Type 2 diabetes may increase risk of Alzheimer’s disease, study finds

Individuals with type 2 diabetes may be significantly more likely to develop Alzheimer’s disease as they grow older, according to a new study from a team of Japanese researchers.

The findings could have implications for the importance of blood sugar control among diabetics. Results from the study indicated that those who had the poorest regulation of glucose were the most likely to develop the condition. Prior research has already connected unchecked blood sugar to other complications like heart disease, kidney failure and nerve damage.

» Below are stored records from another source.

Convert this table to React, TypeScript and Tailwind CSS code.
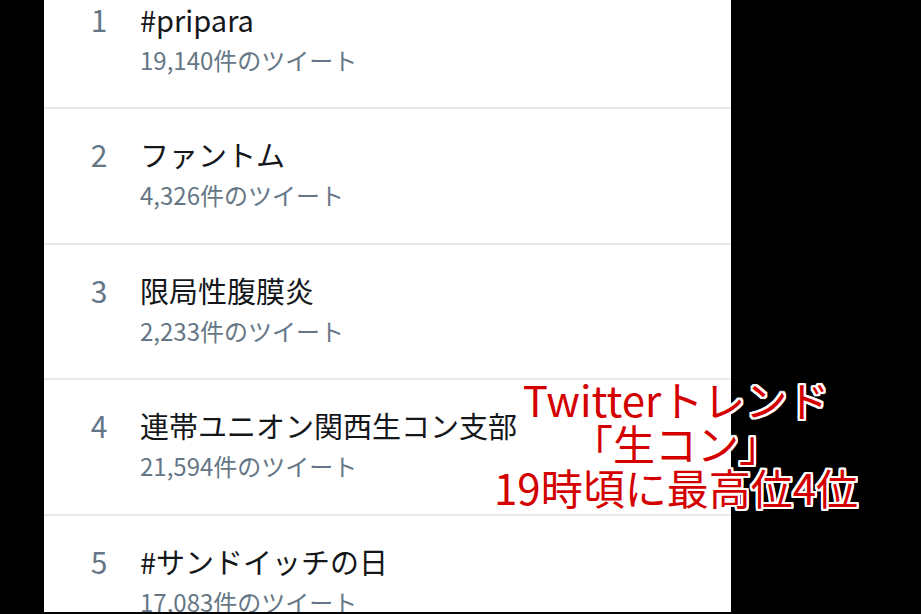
import React from "react";

const rows = [
  { n: "1", title: "#pripara", count: "19,140件のツイート" },
  { n: "2", title: "ファントム", count: "4,326件のツイート" },
  { n: "3", title: "限局性腹膜炎", count: "2,233件のツイート" },
  { n: "4", title: "連帯ユニオン関西生コン支部", count: "21,594件のツイート" },
  { n: "5", title: "#サンドイッチの日", count: "17,083件のツイート" },
];

const outline =
  "[text-shadow:2px_0_0_#fff,-2px_0_0_#fff,0_2px_0_#fff,0_-2px_0_#fff,2px_2px_0_#fff,-2px_-2px_0_#fff,2px_-2px_0_#fff,-2px_2px_0_#fff,1px_2px_0_#fff,-1px_2px_0_#fff,1px_-2px_0_#fff,-1px_-2px_0_#fff,2px_1px_0_#fff,-2px_1px_0_#fff,2px_-1px_0_#fff,-2px_-1px_0_#fff]";

export default function App() {
  return (
    <div
      className="relative w-[921px] h-[614px] overflow-hidden bg-black"
      style={{ fontFamily: "'Noto Sans CJK JP', 'Noto Sans', sans-serif" }}
    >
      <div className="ml-[44px] w-[687px] h-[612px] bg-white overflow-hidden">
        <div className="mt-[-26.5px] flex flex-col">
          {rows.map((r) => (
            <div
              key={r.n}
              className="h-[135.5px] shrink-0 border-b-2 border-[#e8e8ea] flex pl-[40px] pt-[27px]"
            >
              <div className="w-[30px] text-center text-[30px] leading-[36px] text-[#657786]">
                {r.n}
              </div>
              <div className="ml-[26px] flex flex-col">
                <div className="text-[29px] leading-[36px] text-[#14171a] whitespace-nowrap">
                  {r.title}
                </div>
                <div className="mt-[8px] text-[24px] leading-[30px] text-[#657786] whitespace-nowrap">
                  {r.count}
                </div>
              </div>
            </div>
          ))}
        </div>
      </div>
      <div
        className={`absolute left-[476px] top-[377px] w-[400px] text-center text-[42px] leading-[44px] text-[#d40000] whitespace-nowrap ${outline}`}
      >
        <div>Twitterトレンド</div>
        <div>「生コン」</div>
        <div>19時頃に最高位4位</div>
      </div>
    </div>
  );
}
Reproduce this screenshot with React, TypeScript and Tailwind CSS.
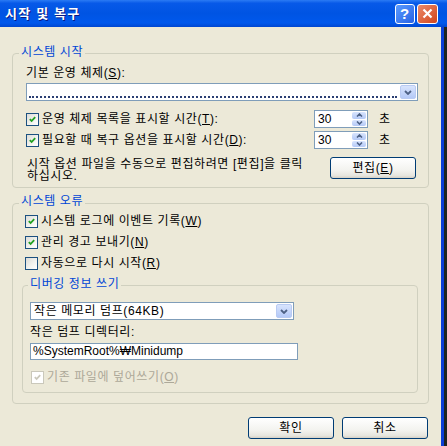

For the study, researchers from Kyusha University in Fukuok, Japan tested the blood sugar levels of 1,017 individuals over the age of 60. After an average of 11 years, the team then tested participants’ cognitive abilities.

The team reported in the journal Neurology that 27 percent of individuals who initially tested positive for diabetes went on to develop Alzheimer’s disease before the end of the study. For comparison, only about 20 percent of those who did not have diabetes experienced cognitive problems.

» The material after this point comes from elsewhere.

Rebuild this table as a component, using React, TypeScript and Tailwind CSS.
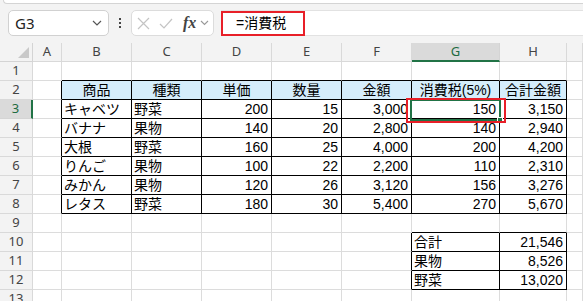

These results held true even after the researchers accounted for other individual factors like smoking, high blood pressure and unhealthy cholesterol levels.

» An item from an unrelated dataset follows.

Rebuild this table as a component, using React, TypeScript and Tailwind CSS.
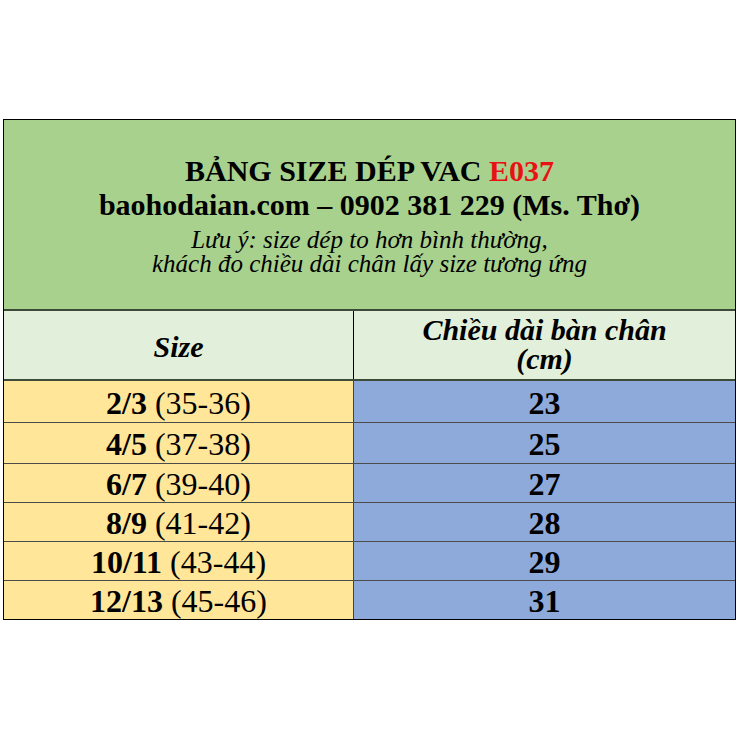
const rows = [
  { size: "2/3", eu: "(35-36)", len: "23", h: "h-[42px]" },
  { size: "4/5", eu: "(37-38)", len: "25", h: "h-[41px]" },
  { size: "6/7", eu: "(39-40)", len: "27", h: "h-[39px]" },
  { size: "8/9", eu: "(41-42)", len: "28", h: "h-[39px]" },
  { size: "10/11", eu: "(43-44)", len: "29", h: "h-[39px]" },
  { size: "12/13", eu: "(45-46)", len: "31", h: "h-[38px]" },
];

export default function App() {
  return (
    <div className="w-[740px] h-[740px] bg-white pt-[119px] pl-[3px] font-['Liberation_Serif',serif] text-black">
      <div className="w-[733px] border border-black">
        {/* Title block */}
        <div className="h-[191px] bg-[#a9d18e] border-b-2 border-[#3e4a38] flex flex-col items-center justify-center text-center">
          <p className="text-[30px] leading-[34px] font-bold">
            BẢNG SIZE DÉP VAC <span className="text-[#e81212]">E037</span>
          </p>
          <p className="text-[30px] leading-[34px] font-bold">
            baohodaian.com – 0902 381 229 (Ms. Thơ)
          </p>
          <p className="mt-[6px] text-[25px] leading-[24px] italic">
            Lưu ý: size dép to hơn bình thường,
          </p>
          <p className="text-[25px] leading-[24px] italic">
            khách đo chiều dài chân lấy size tương ứng
          </p>
        </div>

        {/* Column headers */}
        <div className="grid grid-cols-[350px_1fr] h-[70px] bg-[#e2efda] border-b-2 border-[#3e4a38] text-[30px] font-bold italic">
          <div className="flex items-center justify-center border-r border-black pt-[2px]">
            Size
          </div>
          <div className="flex flex-col items-center justify-center leading-[29px] pb-[2px]">
            <span>Chiều dài bàn chân</span>
            <span>(cm)</span>
          </div>
        </div>

        {/* Size rows */}
        {rows.map((r, i) => (
          <div
            key={r.size}
            className={`grid grid-cols-[350px_1fr] ${r.h} ${
              i < rows.length - 1 ? "border-b border-black/70" : ""
            } text-[32px] leading-[32px]`}
          >
            <div className="flex items-center justify-center bg-[#ffe699] border-r border-black/70 pt-[2px]">
              <span>
                <b>{r.size}</b> {r.eu}
              </span>
            </div>
            <div className="flex items-center justify-center bg-[#8eaadb] font-bold pt-[2px]">
              {r.len}
            </div>
          </div>
        ))}
      </div>
    </div>
  );
}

Given the rising numbers of individuals who suffer from type 2 diabetes, the researchers said doctors will need to pay more attention to patients’ cognitive health in order to avoid millions of new cases of Alzheimer’s disease.

"Our findings emphasize the need to consider diabetes as a potential risk factor for dementia," said Yutaka Kiyohara, MD, PhD, the study’s leader. "Diabetes is a common disorder, and the number of people with it has been growing in recent years all over the world. Controlling diabetes is now more important than ever."